NREL Researchers Outline Roadmap to Advance Tandem Solar Cell Commercialization

Researchers at the US Department of Energy’s National Renewable Energy Laboratory (NREL) have laid out a comprehensive roadmap aimed at advancing the commercialization of tandem solar cells, particularly those integrating different photovoltaic (PV) technologies.

In a recently published article in the journal Joule, the researchers emphasized the imperative for the expansion of solar power globally, projecting a need for 75 TW of PV capacity by 2050 to meet the demands of a growing population and increased electrification across all energy sectors.

Unlike traditional single-junction solar modules, tandem solar cells, which incorporate two or more junctions, offer the potential for significantly higher efficiencies. By stacking multiple junctions, tandem cells can absorb a broader spectrum of sunlight, thus increasing efficiency while potentially reducing overall system costs.

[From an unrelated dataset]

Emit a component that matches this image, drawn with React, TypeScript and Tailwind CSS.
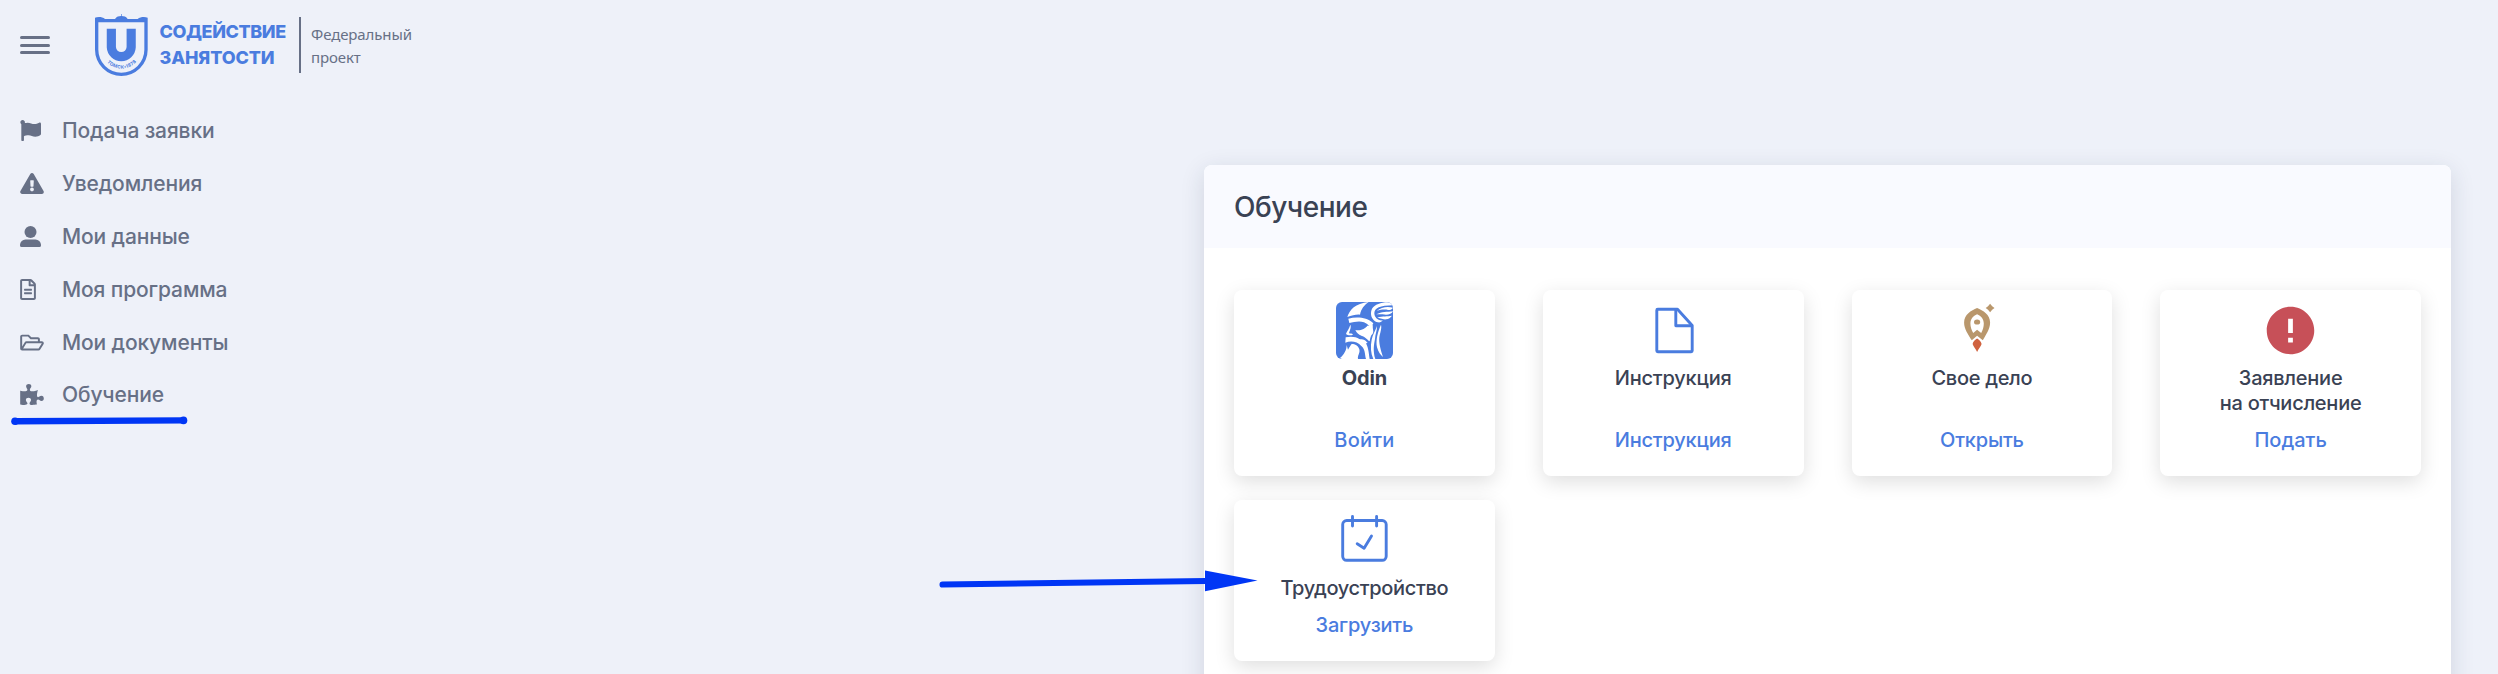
import React from "react";
import { FaFlag, FaExclamationTriangle, FaRegFileAlt, FaRegFolderOpen, FaPuzzlePiece } from "react-icons/fa";
import { MdError } from "react-icons/md";

function UserIcon({ className }: { className?: string }) {
  return (
    <svg viewBox="0 0 21 21" fill="currentColor" className={className}>
      <circle cx="10.5" cy="6" r="6" />
      <path d="M5.5 13.6h10a5.5 5.5 0 0 1 5.5 5.2v.6a1.6 1.6 0 0 1-1.6 1.6H1.6A1.6 1.6 0 0 1 0 19.4v-.6a5.5 5.5 0 0 1 5.5-5.2z" />
    </svg>
  );
}

function ShieldLogo() {
  return (
    <svg viewBox="0 0 158 186" className="h-[62px] w-[52.7px] shrink-0 text-[#4a7cdf]" fill="currentColor">
      <path fillRule="evenodd" d="M0 11C8 8 22 8 30 15H60C64 8 72 6 78 6V0H80V6C86 6 94 8 98 15H128C136 8 150 8 158 11V107A79 79 0 0 1 0 107ZM10 25V107A69 69 0 0 0 148 107V25Z" />
      <path d="M49 44V100A29.8 29.8 0 0 0 108.5 100V44" fill="none" stroke="currentColor" strokeWidth="27.5" />
      <path id="shield-arc" d="M31 138A58 58 0 0 0 129 136" fill="none" />
      <text className="font-['Inter',sans-serif] font-bold" fontSize="14" letterSpacing="0.9">
        <textPath href="#shield-arc" startOffset="50%" textAnchor="middle">ТОМСК•1878</textPath>
      </text>
    </svg>
  );
}

function OdinIcon() {
  return (
    <svg viewBox="0 0 171 171" className="size-[57px] rounded-[6px] bg-[#4a7cdf]" fill="#fff">
      <path d="M34 45C40 24 58 4 98 0C84 10 76 20 72 38C60 37 48 40 34 45Z" />
      <path d="M171 2C146 -3 118 4 108 20C100 37 108 58 126 61C132 62 138 59 140 55C126 57 115 46 115 34C115 18 132 10 171 10Z" />
      <path d="M171 17C154 13 136 15 122 27C136 22 148 22 156 24C162 25 168 22 171 17Z" />
      <path d="M171 28C154 30 136 29 121 37C134 36 142 38 150 38C160 38 168 35 171 28Z" />
      <path d="M168 41C154 45 140 40 124 47C134 48 144 53 150 52C158 51 164 47 168 41Z" />
      <path d="M37 50C62 44 92 45 112 64C108 68 110 76 106 82C104 74 96 66 84 61C70 56 54 60 40 63Z" />
      <path d="M43 68C47 76 40 88 39 94C43 96 48 93 51 98C44 101 34 100 30 96C32 88 40 80 43 68Z" />
      <path d="M58 84C72 88 88 80 94 71L110 70C110 86 116 92 106 100C103 106 102 112 101 118C92 112 88 104 76 101C68 99 62 92 58 84Z" />
      <path d="M29 106C44 103 60 104 70 111C80 112 88 113 95 123L90 124C98 140 98 152 101 171H90C86 156 88 142 76 132C64 118 44 116 28 122Z" />
      <path d="M32 129L36 143C40 136 44 130 47 126C58 126 66 130 70 142C73 154 64 160 66 171H17L12 168C24 158 32 144 32 129Z" />
      <path d="M123 72C117 88 110 98 107 113C103 134 104 152 112 171H118C110 148 114 126 117 111C118 96 123 88 123 72Z" />
      <path d="M135 68C124 92 119 116 123 136C127 150 134 160 141 165C134 144 128 122 130 106C132 92 138 80 135 68Z" />
    </svg>
  );
}

function FileIcon() {
  return (
    <svg viewBox="0 0 57 57" className="size-[57px] text-[#4a7cdf]" fill="none" stroke="currentColor" strokeWidth="2.9" strokeLinejoin="round">
      <path d="M12.8 7.2H32.5L47.2 23.5V48.8A1 1 0 0 1 46.2 49.8H12.8A1 1 0 0 1 11.8 48.8V8.2A1 1 0 0 1 12.8 7.2Z" />
      <path d="M30.8 7.5V23.7H47" />
    </svg>
  );
}

function RocketIcon() {
  return (
    <svg viewBox="0 0 57 57" className="size-[57px]">
      <path fill="#b9976c" fillRule="evenodd" d="M24.1 6C30 8.5 37.1 12.5 37.1 20.5C37.1 27 33 32.5 29.8 38.3L24.1 33.7L18.8 38.3C15.2 32.5 11.1 27 11.1 20.5C11.1 12.5 18.2 8.5 24.1 6ZM24.1 12.3C20 14 17.6 17 17.4 21.5C17.4 25 18.6 28 20.2 31L24.1 27.8L28.2 31C29.8 28 30.8 25 30.8 21.5C30.6 17 28.2 14 24.1 12.3Z" />
      <ellipse cx="24.1" cy="20" rx="3.1" ry="2.6" fill="#b9976c" />
      <path fill="#b9976c" d="M37.1 1.8L39.2 4.2L41.5 6L39.2 7.8L37.1 10.2L35 7.8L32.7 6L35 4.2Z" />
      <path fill="#d0623f" d="M24.1 36.5C26 38 28.2 39.2 28.6 42C28 44.5 25.4 46.5 24.1 50C22.8 46.5 20.2 44.5 19.6 42C20 39.2 22.2 38 24.1 36.5Z" />
    </svg>
  );
}

function CalendarIcon() {
  return (
    <svg viewBox="0 0 57 57" className="size-[57px] text-[#4a7cdf]" fill="none" stroke="currentColor" strokeWidth="2.9" strokeLinecap="round" strokeLinejoin="round">
      <rect x="6.7" y="8.5" width="43.5" height="39.8" rx="4" />
      <path d="M16.5 4.4V14M40.6 4.4V14M21.2 31.8L28.1 36.2L35.5 24" />
    </svg>
  );
}

const menu = [
  { label: "Подача заявки", icon: <FaFlag className="h-[21px] w-[21px]" /> },
  { label: "Уведомления", icon: <FaExclamationTriangle className="h-[21px] w-6" /> },
  { label: "Мои данные", icon: <UserIcon className="h-[21px] w-[21px]" /> },
  { label: "Моя программа", icon: <FaRegFileAlt className="h-[21px] w-4" /> },
  { label: "Мои документы", icon: <FaRegFolderOpen className="h-[21px] w-6" /> },
  { label: "Обучение", icon: <FaPuzzlePiece className="h-[21px] w-6" /> },
];

const cards = [
  { title: "Odin", titleClass: "font-bold tracking-[-0.1px]", action: "Войти", actionClass: "tracking-[0.2px]", icon: <OdinIcon /> },
  { title: "Инструкция", titleClass: "font-medium tracking-[-0.2px]", action: "Инструкция", actionClass: "tracking-[-0.2px]", icon: <FileIcon /> },
  { title: "Свое дело", titleClass: "font-medium tracking-[-0.3px]", action: "Открыть", actionClass: "tracking-[-0.2px]", icon: <RocketIcon /> },
  { title: "Заявление\nна отчисление", titleClass: "font-medium tracking-[-0.25px]", action: "Подать", actionClass: "", icon: <MdError className="size-[57px] text-[#c75058]" /> },
  { title: "Трудоустройство", titleClass: "font-medium tracking-[-0.35px]", action: "Загрузить", actionClass: "tracking-[-0.2px]", icon: <CalendarIcon /> },
];

export default function App() {
  return (
    <div className="relative flex h-[674px] w-full items-start justify-between overflow-hidden bg-[#eef1f9] font-['Inter',sans-serif]">
      <aside className="flex w-[440px] flex-col">
        <header className="flex h-[104px] items-start pl-5">
          <button aria-label="Меню" className="mt-9 flex flex-col gap-[4.5px]">
            <span className="h-[3px] w-[30px] rounded-full bg-[#677086]" />
            <span className="h-[3px] w-[30px] rounded-full bg-[#677086]" />
            <span className="h-[3px] w-[30px] rounded-full bg-[#677086]" />
          </button>
          <div className="mt-[14px] ml-[45px] flex">
            <ShieldLogo />
            <p className="mt-[4.5px] ml-[11.8px] w-[127.5px] whitespace-nowrap text-[18px] leading-[26px] font-extrabold text-[#4a7cdf]">
              <span className="tracking-[-0.4px]">СОДЕЙСТВИЕ</span>
              <br />
              <span className="tracking-[-0.1px]">ЗАНЯТОСТИ</span>
            </p>
            <div className="mt-[3px] ml-3 h-14 w-[2px] bg-[#677086]" />
            <p className="mt-[8.5px] ml-[10px] font-['Noto_Sans',sans-serif] text-[15px] leading-[23px] tracking-[-0.1px] text-[#677086]">
              Федеральный
              <br />
              проект
            </p>
          </div>
        </header>
        <nav className="flex flex-col pt-[0.5px]">
          {menu.map((m) => (
            <a key={m.label} className="flex h-[52.8px] items-center pl-5 text-[#677086]">
              <span className="flex w-[42px]">{m.icon}</span>
              <span className="text-[21px] leading-none font-medium tracking-[-0.12px]">{m.label}</span>
            </a>
          ))}
        </nav>
      </aside>

      <main className="mt-[165px] mr-[47px] h-[560px] w-[1247px] rounded-[8px] bg-white shadow-[0_6px_24px_rgba(30,40,70,0.14)]">
        <div className="flex h-[83px] items-center rounded-t-[8px] bg-[#f9faff] px-[30px]">
          <h1 className="text-[28px] leading-none font-medium tracking-[-0.45px] text-[#3a4254]">Обучение</h1>
        </div>
        <div className="grid grid-cols-4 gap-x-12 gap-y-6 px-[30px] pt-[42px]">
          {cards.map((c) => (
            <section
              key={c.title}
              className="flex flex-col items-center rounded-[8px] bg-white pt-3 pb-[23px] text-center text-[20px] leading-[25px] shadow-[0_6px_20px_rgba(0,0,0,0.13)]"
            >
              {c.icon}
              <h2 className={`mt-[7px] flex-1 whitespace-pre-line text-[#3a4254] ${c.titleClass}`}>{c.title}</h2>
              <a className={`mt-3 font-medium text-[#4a7cdf] ${c.actionClass}`}>{c.action}</a>
            </section>
          ))}
        </div>
      </main>

      <svg viewBox="0 0 2498 674" className="pointer-events-none absolute inset-0 h-[674px] w-[2498px]" fill="#0036f5" stroke="none">
        <path d="M15 421.3L184 420.4" stroke="#0036f5" strokeWidth="6.4" />
        <circle cx="15" cy="421.3" r="3.8" />
        <circle cx="183.5" cy="420.4" r="3.8" />
        <path d="M942.5 584.6L1206 581" stroke="#0036f5" strokeWidth="6" strokeLinecap="round" />
        <path d="M1205 570.5L1257.5 580.4L1205 591.2Z" />
      </svg>
    </div>
  );
}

Lead author Kirstin Alberi, director of the Materials Science Center at NREL, highlighted the historical use of high-efficiency III-V multijunction solar cells primarily in space applications. However, she noted that newer hybrid tandem modules, leveraging more scalable PV technologies, are now under development by both major manufacturers and startups, albeit not yet at a mass-production stage.

Alberi and her coauthors outlined key advancements necessary to propel tandem solar cell technology towards commercialization. These include achieving record efficiencies at the cell level, addressing reliability and durability concerns, and streamlining the design of hybrid tandem PV modules and systems for rapid deployment.

“Metal halide perovskites are viewed as an initial enabler of hybrid tandems from a cost and efficiency perspective. They provide high enough efficiencies as a top cell and are also cost-effective enough to incorporate that the tandem would have much higher efficiencies than the single-junction cells of either technology,” Alberi said.

The concept of hybrid tandems combines different PV technologies to maximize efficiency. Materials such as metal halide perovskites are identified as potential enablers due to their high efficiency and cost-effectiveness.

“Existing consortia have proven to be immensely helpful in the development and commercialization of single-junction PV technologies because they can help in information sharing, advocating for cross-cutting research that will help the field as a whole, and focusing larger sets of stakeholders to work together to solve problems that impact the entire field,” Alberi said.

The roadmap highlights the need for collaborative efforts akin to existing consortia in the PV industry. Such collaborations, the researchers argue, are crucial for information sharing, advocating for cross-cutting research, and addressing common challenges to accelerate the commercialization of tandem solar cell technology.